-- Begin --
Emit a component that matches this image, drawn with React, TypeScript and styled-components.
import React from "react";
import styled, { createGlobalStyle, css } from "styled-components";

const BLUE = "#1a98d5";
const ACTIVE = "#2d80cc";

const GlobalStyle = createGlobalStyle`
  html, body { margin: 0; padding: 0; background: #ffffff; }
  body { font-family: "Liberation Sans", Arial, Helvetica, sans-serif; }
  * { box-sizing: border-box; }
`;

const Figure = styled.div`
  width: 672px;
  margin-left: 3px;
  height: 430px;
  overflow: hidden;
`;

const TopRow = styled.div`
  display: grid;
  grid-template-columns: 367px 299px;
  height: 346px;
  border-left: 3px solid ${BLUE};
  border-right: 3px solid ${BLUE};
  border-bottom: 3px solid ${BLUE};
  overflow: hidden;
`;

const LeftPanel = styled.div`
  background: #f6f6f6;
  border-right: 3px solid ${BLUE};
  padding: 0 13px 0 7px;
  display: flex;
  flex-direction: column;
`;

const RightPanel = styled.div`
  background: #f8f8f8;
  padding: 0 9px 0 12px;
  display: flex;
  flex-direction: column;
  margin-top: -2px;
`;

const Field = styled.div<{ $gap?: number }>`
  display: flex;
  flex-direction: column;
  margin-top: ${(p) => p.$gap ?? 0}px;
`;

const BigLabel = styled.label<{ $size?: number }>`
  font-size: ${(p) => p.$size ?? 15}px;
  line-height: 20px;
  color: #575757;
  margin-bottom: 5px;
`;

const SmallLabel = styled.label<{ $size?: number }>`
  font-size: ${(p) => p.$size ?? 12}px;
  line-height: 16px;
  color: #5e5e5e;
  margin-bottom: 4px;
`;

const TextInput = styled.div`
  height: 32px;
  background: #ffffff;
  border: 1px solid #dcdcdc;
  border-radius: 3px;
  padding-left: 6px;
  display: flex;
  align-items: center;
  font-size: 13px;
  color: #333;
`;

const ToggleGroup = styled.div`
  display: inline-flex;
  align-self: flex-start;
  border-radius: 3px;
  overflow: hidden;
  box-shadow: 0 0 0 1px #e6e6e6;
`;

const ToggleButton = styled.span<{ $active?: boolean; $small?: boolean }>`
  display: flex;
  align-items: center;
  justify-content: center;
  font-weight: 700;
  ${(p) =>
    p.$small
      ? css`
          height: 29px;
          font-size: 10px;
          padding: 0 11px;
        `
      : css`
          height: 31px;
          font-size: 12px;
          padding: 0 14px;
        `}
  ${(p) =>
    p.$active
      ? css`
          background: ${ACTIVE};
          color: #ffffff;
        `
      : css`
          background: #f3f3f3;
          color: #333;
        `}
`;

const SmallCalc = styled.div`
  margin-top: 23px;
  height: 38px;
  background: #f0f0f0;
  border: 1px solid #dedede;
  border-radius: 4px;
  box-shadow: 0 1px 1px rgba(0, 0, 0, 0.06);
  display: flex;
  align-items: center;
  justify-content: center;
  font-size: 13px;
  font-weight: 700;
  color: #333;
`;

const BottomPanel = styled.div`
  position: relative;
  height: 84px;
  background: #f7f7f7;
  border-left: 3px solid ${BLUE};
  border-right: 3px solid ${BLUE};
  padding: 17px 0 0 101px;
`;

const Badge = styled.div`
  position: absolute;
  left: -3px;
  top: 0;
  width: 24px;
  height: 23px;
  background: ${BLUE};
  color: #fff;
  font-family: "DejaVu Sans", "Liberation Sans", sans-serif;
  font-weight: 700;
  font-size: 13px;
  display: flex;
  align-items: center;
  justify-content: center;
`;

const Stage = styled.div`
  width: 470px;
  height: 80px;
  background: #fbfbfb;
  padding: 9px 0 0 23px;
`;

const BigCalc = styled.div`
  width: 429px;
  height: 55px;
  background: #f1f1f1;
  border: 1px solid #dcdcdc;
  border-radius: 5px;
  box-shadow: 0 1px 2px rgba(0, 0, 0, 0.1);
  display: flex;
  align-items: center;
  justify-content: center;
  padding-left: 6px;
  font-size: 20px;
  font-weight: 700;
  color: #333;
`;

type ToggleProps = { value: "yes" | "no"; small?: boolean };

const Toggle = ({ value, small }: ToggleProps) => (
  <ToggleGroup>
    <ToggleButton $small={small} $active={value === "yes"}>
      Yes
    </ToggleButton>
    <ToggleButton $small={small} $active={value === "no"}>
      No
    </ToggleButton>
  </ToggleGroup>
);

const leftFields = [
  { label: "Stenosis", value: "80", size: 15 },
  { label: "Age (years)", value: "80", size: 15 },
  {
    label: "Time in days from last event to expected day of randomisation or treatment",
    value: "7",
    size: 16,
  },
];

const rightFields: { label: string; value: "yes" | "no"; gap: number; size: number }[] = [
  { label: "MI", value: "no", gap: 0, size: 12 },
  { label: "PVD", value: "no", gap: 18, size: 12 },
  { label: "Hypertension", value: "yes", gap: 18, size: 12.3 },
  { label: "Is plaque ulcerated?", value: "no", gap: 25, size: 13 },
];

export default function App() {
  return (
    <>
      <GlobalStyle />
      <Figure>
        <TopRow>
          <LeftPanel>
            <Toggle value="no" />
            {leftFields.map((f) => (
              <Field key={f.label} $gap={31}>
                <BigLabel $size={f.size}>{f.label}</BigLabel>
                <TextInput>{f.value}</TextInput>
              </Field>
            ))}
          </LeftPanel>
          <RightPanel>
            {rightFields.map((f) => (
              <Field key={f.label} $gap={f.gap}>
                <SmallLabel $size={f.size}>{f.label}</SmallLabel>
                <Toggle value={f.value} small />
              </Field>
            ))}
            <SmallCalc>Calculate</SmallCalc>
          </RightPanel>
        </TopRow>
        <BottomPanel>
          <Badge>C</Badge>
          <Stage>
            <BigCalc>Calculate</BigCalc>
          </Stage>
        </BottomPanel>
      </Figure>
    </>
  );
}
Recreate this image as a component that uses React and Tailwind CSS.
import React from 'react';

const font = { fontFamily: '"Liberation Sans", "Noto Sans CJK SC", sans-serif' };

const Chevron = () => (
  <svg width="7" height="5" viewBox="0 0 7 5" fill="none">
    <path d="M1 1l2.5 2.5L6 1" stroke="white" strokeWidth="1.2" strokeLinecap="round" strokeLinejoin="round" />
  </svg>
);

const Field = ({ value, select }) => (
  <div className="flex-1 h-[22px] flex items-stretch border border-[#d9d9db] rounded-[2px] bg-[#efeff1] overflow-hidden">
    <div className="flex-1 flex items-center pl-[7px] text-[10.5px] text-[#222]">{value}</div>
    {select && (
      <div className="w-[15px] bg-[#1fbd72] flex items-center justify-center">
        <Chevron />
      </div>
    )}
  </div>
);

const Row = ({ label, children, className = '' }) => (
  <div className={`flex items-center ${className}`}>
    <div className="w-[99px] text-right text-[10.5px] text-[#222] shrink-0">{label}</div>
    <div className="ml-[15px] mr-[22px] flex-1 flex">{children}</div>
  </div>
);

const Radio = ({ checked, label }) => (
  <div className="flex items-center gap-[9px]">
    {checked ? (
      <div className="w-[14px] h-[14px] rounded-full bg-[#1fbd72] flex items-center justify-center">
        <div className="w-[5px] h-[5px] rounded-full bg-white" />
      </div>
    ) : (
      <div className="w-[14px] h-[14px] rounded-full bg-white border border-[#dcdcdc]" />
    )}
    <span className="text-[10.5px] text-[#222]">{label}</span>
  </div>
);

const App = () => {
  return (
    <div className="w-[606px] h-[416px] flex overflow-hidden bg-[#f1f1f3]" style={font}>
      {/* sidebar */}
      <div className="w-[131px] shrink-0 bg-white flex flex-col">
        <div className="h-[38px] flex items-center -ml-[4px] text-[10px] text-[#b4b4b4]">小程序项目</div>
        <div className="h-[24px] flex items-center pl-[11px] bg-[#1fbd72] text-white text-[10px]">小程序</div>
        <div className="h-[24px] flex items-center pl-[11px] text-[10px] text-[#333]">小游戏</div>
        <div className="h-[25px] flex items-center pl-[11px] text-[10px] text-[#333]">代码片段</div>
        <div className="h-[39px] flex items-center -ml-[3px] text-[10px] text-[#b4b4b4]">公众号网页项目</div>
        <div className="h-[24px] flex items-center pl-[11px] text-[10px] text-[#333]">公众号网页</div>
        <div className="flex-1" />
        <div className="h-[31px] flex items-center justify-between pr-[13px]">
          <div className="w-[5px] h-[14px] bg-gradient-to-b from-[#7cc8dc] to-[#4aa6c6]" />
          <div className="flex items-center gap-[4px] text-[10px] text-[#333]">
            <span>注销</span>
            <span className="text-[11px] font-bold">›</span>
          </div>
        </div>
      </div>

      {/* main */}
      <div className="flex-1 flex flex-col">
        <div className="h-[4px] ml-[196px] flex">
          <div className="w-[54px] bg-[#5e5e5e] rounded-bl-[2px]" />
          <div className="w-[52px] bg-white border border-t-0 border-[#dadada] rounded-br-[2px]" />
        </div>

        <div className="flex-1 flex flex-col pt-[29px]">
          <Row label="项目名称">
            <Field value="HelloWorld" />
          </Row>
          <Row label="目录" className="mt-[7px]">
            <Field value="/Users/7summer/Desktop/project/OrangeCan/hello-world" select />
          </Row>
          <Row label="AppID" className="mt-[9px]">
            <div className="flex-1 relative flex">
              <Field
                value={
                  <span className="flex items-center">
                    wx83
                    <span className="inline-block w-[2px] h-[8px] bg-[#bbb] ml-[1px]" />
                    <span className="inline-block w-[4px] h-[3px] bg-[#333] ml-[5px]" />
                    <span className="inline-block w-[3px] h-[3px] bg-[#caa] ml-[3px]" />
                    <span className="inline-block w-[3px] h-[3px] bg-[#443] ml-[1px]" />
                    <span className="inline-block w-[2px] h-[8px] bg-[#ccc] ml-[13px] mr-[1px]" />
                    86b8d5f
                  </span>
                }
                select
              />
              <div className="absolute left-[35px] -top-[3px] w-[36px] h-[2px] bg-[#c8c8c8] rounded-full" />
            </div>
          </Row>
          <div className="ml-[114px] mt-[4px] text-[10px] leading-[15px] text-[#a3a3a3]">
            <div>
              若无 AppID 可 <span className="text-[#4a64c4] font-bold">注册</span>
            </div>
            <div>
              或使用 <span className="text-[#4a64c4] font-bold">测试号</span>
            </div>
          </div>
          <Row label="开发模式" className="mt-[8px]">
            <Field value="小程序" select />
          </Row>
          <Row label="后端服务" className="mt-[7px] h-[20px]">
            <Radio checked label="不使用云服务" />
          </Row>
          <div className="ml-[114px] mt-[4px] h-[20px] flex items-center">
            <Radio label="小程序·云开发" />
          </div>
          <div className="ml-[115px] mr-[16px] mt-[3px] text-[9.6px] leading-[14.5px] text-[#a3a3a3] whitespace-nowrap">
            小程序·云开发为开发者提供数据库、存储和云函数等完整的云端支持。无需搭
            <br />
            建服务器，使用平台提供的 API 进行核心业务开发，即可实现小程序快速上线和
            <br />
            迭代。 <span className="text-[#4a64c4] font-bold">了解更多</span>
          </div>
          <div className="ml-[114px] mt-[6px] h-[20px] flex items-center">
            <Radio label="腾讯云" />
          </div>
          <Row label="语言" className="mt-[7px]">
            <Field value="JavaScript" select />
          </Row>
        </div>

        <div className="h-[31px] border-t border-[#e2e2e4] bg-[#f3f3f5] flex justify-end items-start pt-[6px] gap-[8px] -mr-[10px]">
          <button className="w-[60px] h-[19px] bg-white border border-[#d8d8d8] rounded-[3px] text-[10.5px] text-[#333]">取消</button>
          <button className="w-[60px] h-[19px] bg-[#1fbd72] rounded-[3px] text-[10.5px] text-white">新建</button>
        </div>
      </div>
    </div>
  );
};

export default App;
-- End --
REQUIREMENTS:
Gather every line from the entries above where the word "that" appears, and copy them.

RESULT FOR THIS EXERCISE:
Emit a component that matches this image, drawn with React, TypeScript and styled-components.
Recreate this image as a component that uses React and Tailwind CSS.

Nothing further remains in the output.